In 1972, at the age of 31, Ellison was hired as president of Seattle Central Community College. At the time he was the youngest CEO of a higher education institution in Washington and one of the youngest in the United States. Ellison held the position until 1974.

In 1974, Ellison was hired to be the second President and CEO in the history of the Cuyahoga Community College in Cleveland, OH. At Cuyahoga Community College, Ellison was known as an educational innovator that pushed for the installation of computers on the campus. Ellison was also instrumental in the creation of the Tri-City Jazzfest Cleveland in 1980.
Ellison held this position until 1991.

In June 1992, Ellison was hired at the University of Missouri-Kansas City as the Endowed Chair - Missouri Schutte Professor of Urban Affairs in the Henry W. Bloch School of Management. Ellison held this position until 2001.

After retiring from UMKC, Ellison returned to Kansas City Kansas Community College in 2007 (retiring in 2009) in a consulting role while also serving as a trustee of the college for the second time. Ellison became the first KCKCC trustee to serve two non-conjoining terms on the board.

==Personal life and death==
Ellison's brother Butch, who attended Sumner High School and Kansas City Junior College, also joined the Kansas Jayhawk basketball program and played during the 1960–61 season.
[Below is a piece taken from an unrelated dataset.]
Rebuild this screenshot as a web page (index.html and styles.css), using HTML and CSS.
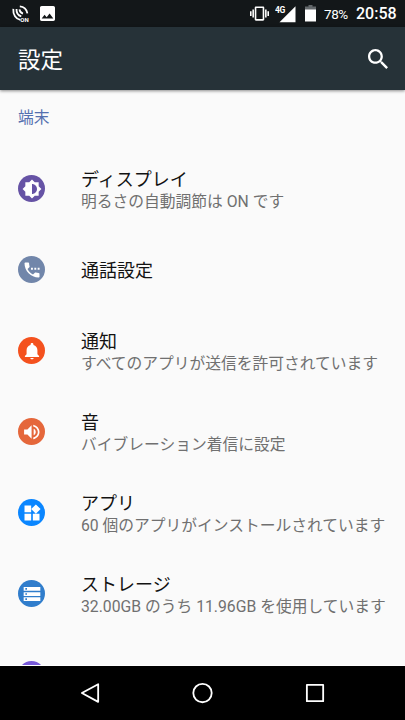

Ellison died on June 12, 2025, at the age of 83.

==Honors==
During his tenure as president of Seattle Central Community College, Ellison was named by the U.S. Junior Chamber of Commerce as one of its "10 Outstanding Young Men of the Year".

In 1981, Phi Delta Kappa awarded Ellison as one of the "75 Outstanding Educational Leaders in the United States".

In 1983, Ellison was awarded a distinguished service citation by the University of Kansas Alumni Association during its commencement exercises on May 14–15, 1983.

In 1984, the Black Professionals Association Charitable Foundation named Ellison as a "Black Professional of the Year".

In 2004, Cuyahoga Community College named a new building, the Nolen M. Ellison Building-Unified Technologies Center, on its campus after Ellison.